In the RFC2547 method, the BGP session for connecting the BGP routing control process on the edge router is established by using the level-1 tunnel connecting the edge routers. The edge router multiplexes the routing information of all of the VPN's by using the BGP session to be exchanged. The edge router determines, based on the routing information, which ports accommodating the user sites should be connected with the layer 2 tunnel.
The edge router distributing the routing information by using the BGP protocol sets which routing information of which site belonging to which VPN should be distributed to which virtual router.

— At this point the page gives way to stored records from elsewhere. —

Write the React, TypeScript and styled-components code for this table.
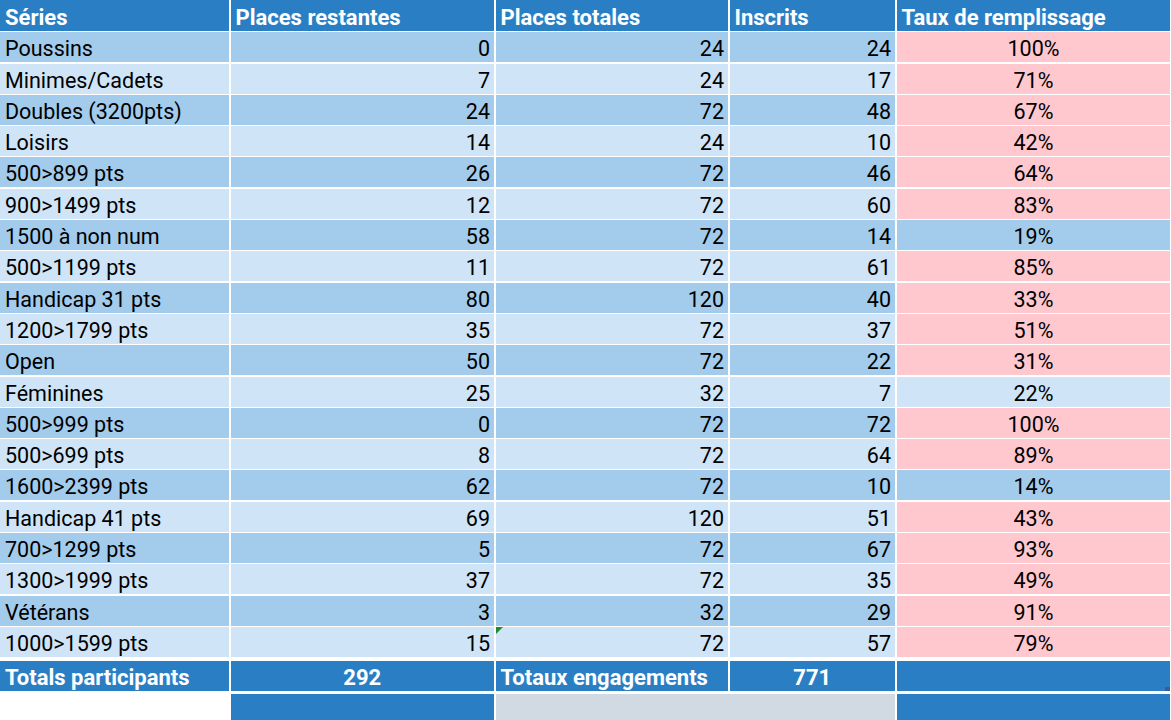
import styled, { createGlobalStyle, css } from "styled-components";

const GlobalStyle = createGlobalStyle`
  html, body {
    margin: 0;
    padding: 0;
    background: #ffffff;
  }
  body {
    font-family: Roboto, "Noto Sans", "Liberation Sans", sans-serif;
    overflow: hidden;
  }
`;

type Tone = "dark" | "light" | "pink" | "blue" | "grey" | "blank";

const tones: Record<Tone, string> = {
  dark: "#a3cbeb",
  light: "#cfe4f6",
  pink: "#ffc7ce",
  blue: "#2a7fc4",
  grey: "#d1dae3",
  blank: "#ffffff",
};

const Sheet = styled.div`
  display: grid;
  grid-template-columns: 229px 263.5px 232.5px 165.5px 273px;
  grid-template-rows: 31px repeat(20, 30px) 33px 27px;
  column-gap: 1.5px;
  row-gap: 1.3px;
  width: 1171px;
  height: 720px;
  background: #ffffff;
`;

const Cell = styled.div<{ $tone: Tone; $align?: "left" | "right" | "center" }>`
  position: relative;
  display: flex;
  align-items: center;
  justify-content: ${({ $align }) =>
    $align === "right" ? "flex-end" : $align === "center" ? "center" : "flex-start"};
  padding: 3px 4px 0 5px;
  background: ${({ $tone }) => tones[$tone]};
  color: #000000;
  font-size: 21.5px;
  white-space: nowrap;
  overflow: hidden;
`;

const HeadCell = styled(Cell)`
  color: #ffffff;
  font-weight: 700;
  font-size: 22px;
  padding-top: 3px;
`;

const TotalCell = styled(Cell)`
  color: #ffffff;
  font-weight: 700;
  font-size: 22px;
  margin-top: 3px;
  ${({ $align }) =>
    $align === "center" &&
    css`
      padding: 2px 0 0;
    `}
`;

const FootCell = styled(Cell)<{ $span?: number }>`
  margin-top: 1.4px;
  grid-column: span ${({ $span }) => $span ?? 1};
`;

const ErrorMark = styled.span`
  position: absolute;
  top: 0;
  left: 0;
  width: 0;
  height: 0;
  border-top: 7px solid #1f8a2e;
  border-right: 7px solid transparent;
`;

const ResizeMark = styled.span`
  position: absolute;
  right: 0;
  bottom: 0;
  width: 5px;
  height: 4px;
  background: #3b5a9a;
`;

const rows: [string, number, number, number, number][] = [
  ["Poussins", 0, 24, 24, 100],
  ["Minimes/Cadets", 7, 24, 17, 71],
  ["Doubles (3200pts)", 24, 72, 48, 67],
  ["Loisirs", 14, 24, 10, 42],
  ["500>899 pts", 26, 72, 46, 64],
  ["900>1499 pts", 12, 72, 60, 83],
  ["1500 à non num", 58, 72, 14, 19],
  ["500>1199 pts", 11, 72, 61, 85],
  ["Handicap 31 pts", 80, 120, 40, 33],
  ["1200>1799 pts", 35, 72, 37, 51],
  ["Open", 50, 72, 22, 31],
  ["Féminines", 25, 32, 7, 22],
  ["500>999 pts", 0, 72, 72, 100],
  ["500>699 pts", 8, 72, 64, 89],
  ["1600>2399 pts", 62, 72, 10, 14],
  ["Handicap 41 pts", 69, 120, 51, 43],
  ["700>1299 pts", 5, 72, 67, 93],
  ["1300>1999 pts", 37, 72, 35, 49],
  ["Vétérans", 3, 32, 29, 91],
  ["1000>1599 pts", 15, 72, 57, 79],
];

const headers = ["Séries", "Places restantes", "Places totales", "Inscrits", "Taux de remplissage"];

export default function App() {
  return (
    <>
      <GlobalStyle />
      <Sheet>
        {headers.map((h) => (
          <HeadCell key={h} $tone="blue">
            {h}
          </HeadCell>
        ))}

        {rows.map(([name, left, total, signed, rate], i) => {
          const band: Tone = i % 2 === 0 ? "dark" : "light";
          const last = i === rows.length - 1;
          return [
            <Cell key={`${i}-a`} $tone={band}>{name}</Cell>,
            <Cell key={`${i}-b`} $tone={band} $align="right">{left}</Cell>,
            <Cell key={`${i}-c`} $tone={band} $align="right">
              {last && <ErrorMark />}
              {total}
            </Cell>,
            <Cell key={`${i}-d`} $tone={band} $align="right">{signed}</Cell>,
            <Cell key={`${i}-e`} $tone={rate >= 25 ? "pink" : band} $align="center">
              {rate}%
            </Cell>,
          ];
        })}

        <TotalCell $tone="blue">Totals participants</TotalCell>
        <TotalCell $tone="blue" $align="center">292</TotalCell>
        <TotalCell $tone="blue">Totaux engagements</TotalCell>
        <TotalCell $tone="blue" $align="center">771</TotalCell>
        <TotalCell $tone="blue">
          <ResizeMark />
        </TotalCell>

        <FootCell $tone="blank" />
        <FootCell $tone="blue" />
        <FootCell $tone="grey" $span={2} />
        <FootCell $tone="blue" />
      </Sheet>
    </>
  );
}
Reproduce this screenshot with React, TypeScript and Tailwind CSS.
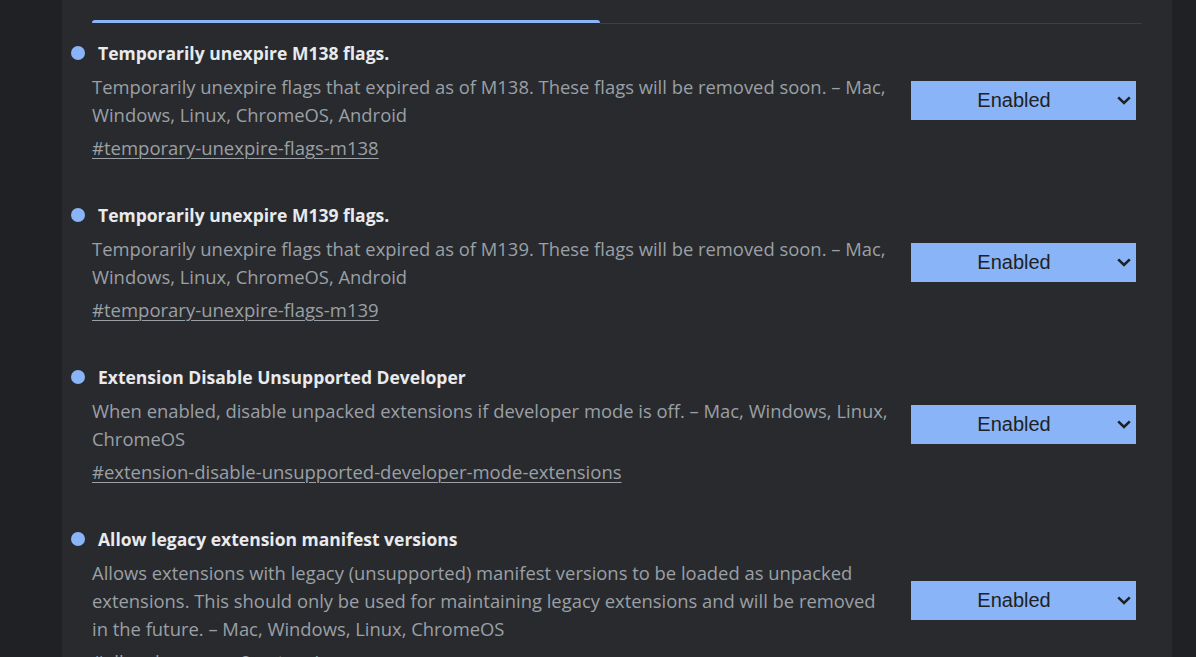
const flags = [
  {
    title: "Temporarily unexpire M138 flags.",
    desc: [
      "Temporarily unexpire flags that expired as of M138. These flags will be removed soon. – Mac,",
      "Windows, Linux, ChromeOS, Android",
    ],
    link: "#temporary-unexpire-flags-m138",
  },
  {
    title: "Temporarily unexpire M139 flags.",
    desc: [
      "Temporarily unexpire flags that expired as of M139. These flags will be removed soon. – Mac,",
      "Windows, Linux, ChromeOS, Android",
    ],
    link: "#temporary-unexpire-flags-m139",
  },
  {
    title: "Extension Disable Unsupported Developer",
    desc: [
      "When enabled, disable unpacked extensions if developer mode is off. – Mac, Windows, Linux,",
      "ChromeOS",
    ],
    link: "#extension-disable-unsupported-developer-mode-extensions",
  },
  {
    title: "Allow legacy extension manifest versions",
    desc: [
      "Allows extensions with legacy (unsupported) manifest versions to be loaded as unpacked",
      "extensions. This should only be used for maintaining legacy extensions and will be removed",
      "in the future. – Mac, Windows, Linux, ChromeOS",
    ],
    link: "#allow-legacy-mv2-extensions",
  },
];

function Select() {
  return (
    <div className="flex items-center w-[225px] h-[39px] ml-[14px] mb-[2px] shrink-0 bg-[#8ab4f8] text-[#202124] font-['Liberation_Sans',Arial,sans-serif] text-[20px]">
      <span className="flex-1 text-center">Enabled</span>
      <svg width="14" height="9" viewBox="0 0 14 9" className="mr-[5px]" fill="none">
        <path d="M1.2 1.4 L7 7 L12.8 1.4" stroke="#202124" strokeWidth="2.6" />
      </svg>
    </div>
  );
}

function Flag({ flag }: { flag: (typeof flags)[number] }) {
  return (
    <div className="pt-[17px] pb-[24px] pr-[6px]">
      <div className="flex items-center h-6">
        <span className="w-[14px] h-[14px] rounded-full bg-[#8ab4f8] ml-[-21px] mr-[13px] shrink-0" />
        <h2 className="text-[17.5px] font-bold text-[#e8eaed] whitespace-nowrap">{flag.title}</h2>
      </div>
      <div className="flex items-center mt-2">
        <p className="flex-1 text-[18.4px] leading-[28px] text-[#9aa0a6]">
          {flag.desc.map((line) => (
            <span key={line} className="block whitespace-nowrap">
              {line}
            </span>
          ))}
        </p>
        <Select />
      </div>
      <a className="block mt-[5px] text-[18.5px] leading-[28px] text-[#9aa0a6] underline underline-offset-[3px] decoration-1 w-fit">
        {flag.link}
      </a>
    </div>
  );
}

export default function App() {
  return (
    <div className="flex h-[657px] overflow-hidden bg-[#202124] font-['Open_Sans',sans-serif]">
      <div className="w-[62px] shrink-0" />
      <div className="w-[1110px] shrink-0 bg-[#292a2d] px-[30px]">
        <div className="flex items-end h-6">
          <div className="w-[508px] h-[3px] mb-[1px] bg-[#8ab4f8] rounded-t-sm" />
          <div className="flex-1 h-px bg-[#3c4043]" />
        </div>
        {flags.map((f) => (
          <Flag key={f.link} flag={f} />
        ))}
      </div>
    </div>
  );
}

Also, for the edge router having received the routing information by the BGP protocol, the administrator of ISP manually sets in the edge router that, in which virtual router the route received by the BGP should be stored. Therefore, if the configuration of the VPN becomes complicated and the number of the VPN's increases, the setting becomes extremely complicated.
Generally, the BGP is the routing protocol mainly used by providers which is transit networks. There are not a few providers who realize the routing control by an OSPF (open shortest path first). Therefore, operating the BGP on all of the edge routers of the providers in order to realize the VPN has been a big hurdle.
On the other hand, in the method of draft-mushukrishnan-corevpn-arch-00.txt, the virtual routers belonging to the same VPN (having the same VPN-ID) are connected with the level-2 tunnels, so that the routing information received from a site belonging to a certain VPN is exchanged between the virtual routers using the level-2 tunnels which connect the virtual routers belonging to the VPN.
This method has been proposed based on the MPLS, and uses the Label Distribution Protocol (LDP) for establishing a Label Switching Path (LSP) which is the MPLS tunnel within the MPLS network, so that it cannot be applied to methods using the IP tunnel (L2TP,IPsec).